A Wilderness of Stars by Shea Ernshaw

Review by Lisa Matthewson

Simon & Schuster Books for Young Readers, November 29, 2022

400 pages, hardcover, $23.99 CAD, 978-1-6659-0024-9

Ages 13+

Young Adult, Fiction, Fantasy


A scream rises in my ears, a wailing cry – a sound that is coming from some dark place inside my gut. I feel myself shatter, every bone and fiber disintegrating apart. I feel my skin peel open, baring the last of me, the awful, worthless pieces that are left. The air is a swarm of bees in my ears, my eyes starting to lose their sight, a blackness seeping over my vision.

Seventeen-year-old Vega is in a race against time. She is the Astronomer, destined to undertake this mission since her birth. Following an urgent signal in the stars, Vega must leave her secluded valley, find an unknown Architect, and travel with him to the sea. If she fails in her quest, everyone will perish. On her perilous journey Vega contends with hunger, storms, betrayal, loss, and murderous gangs seeking information and revenge. She also struggles with her deepening feelings for her fellow traveller, the green-eyed Noah. In the end, will Vega have to choose between her destiny and her heart’s desire?

It sounds exciting, right? And it is. It’s also beautifully written, packed with superbly evocative imagery. No action is small enough to escape Shea Ernshaw’s descriptive talents. People’s eyes never simply move; they snap, click, graze, cut, drag, scrape, grate, or flash. Emotions are powerfully conjured through intense bodily sensations: Vega’s heart hitches, it crashes against her ribs, it is a club against her chest. Her throat feels as if she’s holding back all the night sky, her chest coils tight like a rope near breaking. This entire novel reads like a haunting, passionate poem.

Despite the powerful imagery and remarkable writing, I did struggle with two issues when reading this book. The first is pacing. The central plot is that Vega must reach the sea, but why this is required is not explained until more than 300 pages in. This made it hard for me to get on board with the quest. A similar mystery surrounds the setting, with readers kept in the dark about when and where the action takes place until the final big reveal. Vega herself knows everything, so as the narrator, she could easily have dropped hints along the way. For this reader at least, having some clues to decipher would have increased my buy-in and the suspense.

The plot also seems to suffer from some inconsistencies. I was left with many questions, chiefly about the reasons for various hazards that Vega is exposed to. For example, she invites attack wherever she goes by sporting a visible tattoo, but the motivation for having the tattoo never becomes clear. Several other impediments to her journey seem to rest on similarly flimsy grounds, including the fact that vital knowledge is held only by the Architect – a person whose identity or location Vega does not know – and that for some reason she must begin to seek him only at the last minute, creating a seemingly gratuitous time pressure. Finally, my biggest query about the plot is how such a totally unrealistic plan for saving the planet could possibly work.

Like The Hunger Games and Divergent, A Wilderness of Stars features a strong, brave female protagonist in a dystopian world trying to save her people.
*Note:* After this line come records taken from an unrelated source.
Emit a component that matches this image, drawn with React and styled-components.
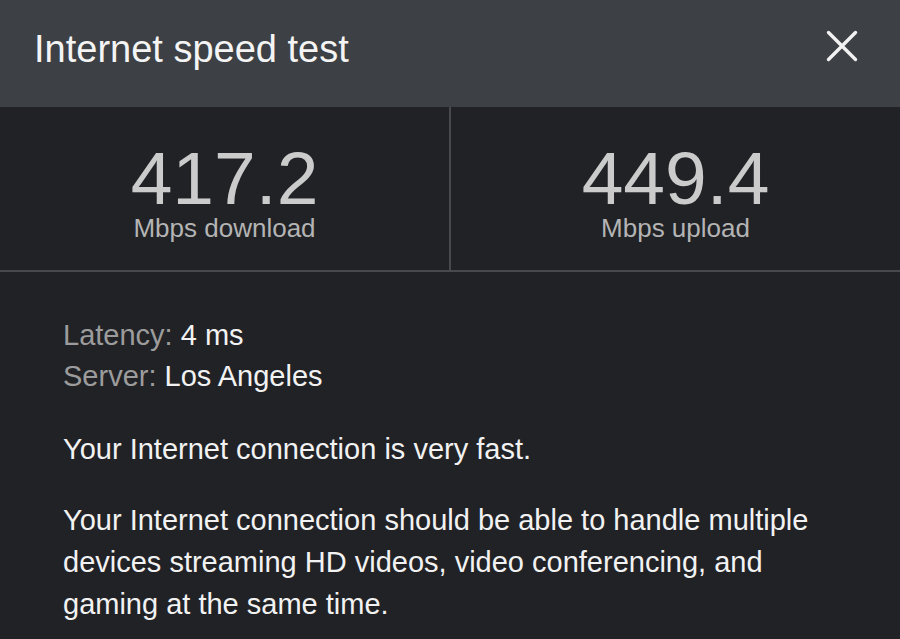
import styled, { createGlobalStyle } from "styled-components";

const GlobalStyle = createGlobalStyle`
  html, body {
    margin: 0;
    padding: 0;
    background: #212226;
  }
  body {
    font-family: "Liberation Sans", Arial, sans-serif;
  }
`;

const Page = styled.div`
  width: 900px;
  height: 639px;
  background: #212226;
  overflow: hidden;
`;

const Header = styled.header`
  height: 107px;
  background: #3d4044;
  display: flex;
  align-items: center;
  justify-content: space-between;
  padding: 0 42px 8px 34px;
  box-sizing: border-box;
`;

const Title = styled.h1`
  margin: 0;
  font-size: 38px;
  font-weight: 400;
  color: #f4f4f4;
`;

const CloseButton = styled.button`
  background: none;
  border: 0;
  padding: 0;
  width: 32px;
  height: 32px;
  margin-bottom: 8px;
  display: flex;
  align-items: center;
  justify-content: center;
  cursor: pointer;
`;

const Stats = styled.section`
  display: grid;
  grid-template-columns: 449px 2px 1fr;
  height: 163px;
  border-bottom: 2px solid #48494c;
`;

const Divider = styled.div`
  background: #48494c;
`;

const Stat = styled.div`
  display: flex;
  flex-direction: column;
  align-items: center;
  padding-top: 34px;
`;

const Value = styled.div`
  font-size: 75px;
  line-height: 75px;
  color: #cbcbcb;
`;

const Unit = styled.div`
  font-size: 26px;
  line-height: 24px;
  color: #b4b4b4;
`;

const Body = styled.section`
  padding: 43px 40px 0 63px;
`;

const Details = styled.div`
  font-size: 29px;
  line-height: 41px;
  margin-bottom: 31px;
`;

const DetailRow = styled.div`
  color: #f2f2f2;
`;

const Label = styled.span`
  color: #9c9c9c;
`;

const Paragraph = styled.p`
  margin: 0 0 29px;
  font-size: 29px;
  line-height: 42px;
  color: #f2f2f2;
  max-width: 790px;
`;

function CloseIcon() {
  return (
    <svg width="32" height="32" viewBox="0 0 32 32" fill="none">
      <path
        d="M2.5 2.5L29.5 29.5M29.5 2.5L2.5 29.5"
        stroke="#f2f2f2"
        strokeWidth="3.4"
        strokeLinecap="round"
      />
    </svg>
  );
}

export default function App() {
  return (
    <Page>
      <GlobalStyle />
      <Header>
        <Title>Internet speed test</Title>
        <CloseButton aria-label="Close">
          <CloseIcon />
        </CloseButton>
      </Header>
      <Stats>
        <Stat>
          <Value>417.2</Value>
          <Unit>Mbps download</Unit>
        </Stat>
        <Divider />
        <Stat>
          <Value>449.4</Value>
          <Unit>Mbps upload</Unit>
        </Stat>
      </Stats>
      <Body>
        <Details>
          <DetailRow>
            <Label>Latency:</Label> 4 ms
          </DetailRow>
          <DetailRow>
            <Label>Server:</Label> Los Angeles
          </DetailRow>
        </Details>
        <Paragraph>Your Internet connection is very fast.</Paragraph>
        <Paragraph>
          Your Internet connection should be able to handle multiple devices
          streaming HD videos, video conferencing, and gaming at the same time.
        </Paragraph>
      </Body>
    </Page>
  );
}
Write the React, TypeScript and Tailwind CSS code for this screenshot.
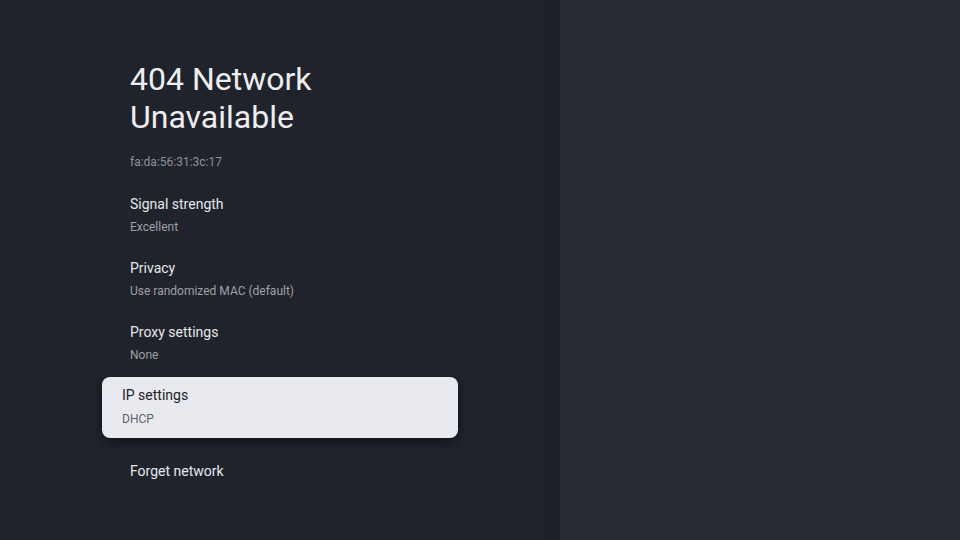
import React from 'react';

interface Row {
  title: string;
  value?: string;
}

const rows: Row[] = [
  { title: 'Signal strength', value: 'Excellent' },
  { title: 'Privacy', value: 'Use randomized MAC (default)' },
  { title: 'Proxy settings', value: 'None' },
];

const font = { fontFamily: 'Roboto, "Noto Sans", sans-serif' };

const SettingRow: React.FC<Row> = ({ title, value }) => (
  <div className="h-[64px]">
    <div className="text-[14px] leading-[20px] text-[#e6e8eb]">{title}</div>
    {value && (
      <div className="mt-[5px] text-[12px] leading-[16px] text-[#9ea2a8]">{value}</div>
    )}
  </div>
);

export default function App() {
  return (
    <div className="flex h-[540px] w-[960px] overflow-hidden" style={font}>
      <div className="flex h-full w-[560px] flex-col bg-[linear-gradient(to_right,#20232b_96%,#1c1f26)] pl-[130px] pt-[60px]">
        <h1 className="text-[32px] font-normal leading-[38px] text-[#eceef1]">
          404 Network
          <br />
          Unavailable
        </h1>
        <div className="mt-[18px] text-[12px] leading-[16px] text-[#8e9298]">fa:da:56:31:3c:17</div>

        <div className="mt-[24px] flex flex-col">
          {rows.map((r) => (
            <SettingRow key={r.title} {...r} />
          ))}
        </div>

        <div className="-ml-[28px] mt-[-9px] w-[356px] rounded-[8px] bg-[#e8eaef] pb-[11px] pl-[20px] pt-[8px] shadow-[0_4px_12px_rgba(0,0,0,0.45)]">
          <div className="text-[14px] leading-[20px] text-[#202328]">IP settings</div>
          <div className="mt-[6px] text-[12px] leading-[16px] text-[#5f6368]">DHCP</div>
        </div>

        <div className="mt-[23px] text-[14px] leading-[20px] text-[#e6e8eb]">Forget network</div>
      </div>
      <div className="h-full flex-1 bg-[#262a33]" />
    </div>
  );
}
Vega could have been the next Katniss or Tris – and perhaps for many readers, she will be. I’m glad I read this book, but for me, it was a beautiful near miss.


Lisa Matthewson is a sixth-generation New Zealander and a first-generation Canadian. She teaches Linguistics at the University of British Columbia. She is taking creative writing courses in the hope of one day writing historical fiction for middle-grade readers.